## BEGIN
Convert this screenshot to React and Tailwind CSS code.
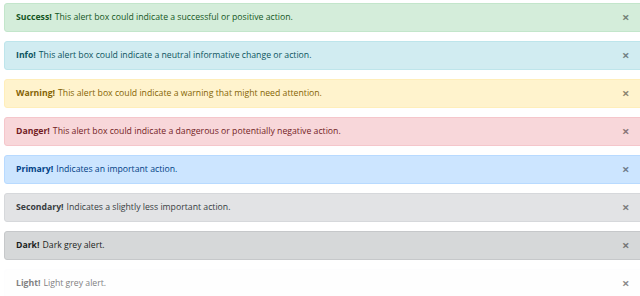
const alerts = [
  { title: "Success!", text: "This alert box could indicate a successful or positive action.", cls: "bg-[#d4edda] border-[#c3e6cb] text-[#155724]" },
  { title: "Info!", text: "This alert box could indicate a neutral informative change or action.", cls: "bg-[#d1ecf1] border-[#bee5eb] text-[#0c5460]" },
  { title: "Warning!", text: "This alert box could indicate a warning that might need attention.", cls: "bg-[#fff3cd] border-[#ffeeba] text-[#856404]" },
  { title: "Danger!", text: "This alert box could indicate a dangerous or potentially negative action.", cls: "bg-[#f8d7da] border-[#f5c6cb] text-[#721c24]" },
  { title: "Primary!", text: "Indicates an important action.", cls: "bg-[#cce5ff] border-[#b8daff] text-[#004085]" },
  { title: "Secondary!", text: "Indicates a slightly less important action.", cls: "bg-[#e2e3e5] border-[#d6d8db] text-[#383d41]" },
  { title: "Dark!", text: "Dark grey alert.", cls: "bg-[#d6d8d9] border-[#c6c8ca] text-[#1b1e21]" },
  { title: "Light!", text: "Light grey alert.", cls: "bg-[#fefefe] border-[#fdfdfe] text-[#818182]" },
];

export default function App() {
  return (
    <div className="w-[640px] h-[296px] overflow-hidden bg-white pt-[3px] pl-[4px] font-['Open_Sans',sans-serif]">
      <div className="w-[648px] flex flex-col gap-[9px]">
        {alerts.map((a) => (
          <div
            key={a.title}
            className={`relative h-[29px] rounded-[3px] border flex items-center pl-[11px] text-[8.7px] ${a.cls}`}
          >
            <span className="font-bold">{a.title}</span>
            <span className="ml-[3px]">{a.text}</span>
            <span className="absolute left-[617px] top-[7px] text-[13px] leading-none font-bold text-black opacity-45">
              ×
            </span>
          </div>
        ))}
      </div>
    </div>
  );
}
## END
## BEGIN
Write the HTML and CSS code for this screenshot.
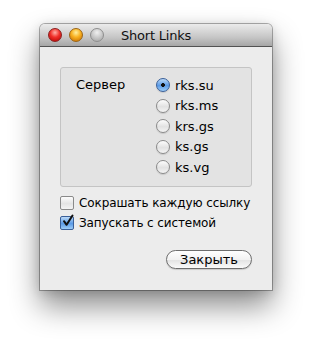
## END
* [REQUIREMENTS]: Filter the data, keeping only the lines that contain "code".

* [EXPECTED ANSWER]:
Convert this screenshot to React and Tailwind CSS code.
Write the HTML and CSS code for this screenshot.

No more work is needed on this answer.